Calculates expected values when true segregation is zero
Source:R/mutual_expected.R
dissimilarity_expected.Rd
When sample sizes are small, one group has a small proportion, or when there are many units, segregation indices are typically upwardly biased, even when true segregation is zero. This function simulates tables with zero segregation, given the marginals of the dataset, and calculates segregation.
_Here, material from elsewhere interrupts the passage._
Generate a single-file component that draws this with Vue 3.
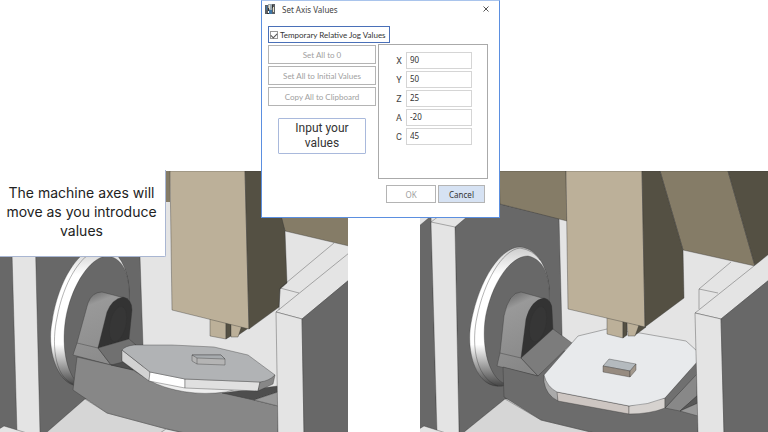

If the expected values are large, the interpretation of index scores might have to be adjusted.
Usage
dissimilarity_expected(
data,
group,
unit,
weight = NULL,
fixed_margins = TRUE,
n_bootstrap = 100
)
Arguments
- data
A data frame.
- group
A categorical variable or a vector of variables contained in
data
. Defines the first dimension over which segregation is computed.- unit
A categorical variable or a vector of variables contained in
data
. Defines the second dimension over which segregation is computed.- weight
Numeric. (Default
NULL
)- fixed_margins
Should the margins be fixed or simulated? (Default
TRUE
)- n_bootstrap
Number of bootstrap iterations. (Default
100
)
Value
A data.table with one row, corresponding to the expected value of the D index when true segregation is zero.
Examples
# build a smaller table, with 100 students distributed across
# 10 schools, where one racial group has 10% of the students
small <- data.frame(
school = c(1:10, 1:10),
race = c(rep("r1", 10), rep("r2", 10)),
n = c(rep(1, 10), rep(9, 10))
)
dissimilarity_expected(small, "race", "school", weight = "n")
#> stat est se
#> 1: D under 0 0.3777778 0.09862504
# with an increase in sample size (n=1000), the values improve
small$n <- small$n * 10
dissimilarity_expected(small, "race", "school", weight = "n")
#> stat est se
#> 1: D under 0 0.1201111 0.03093485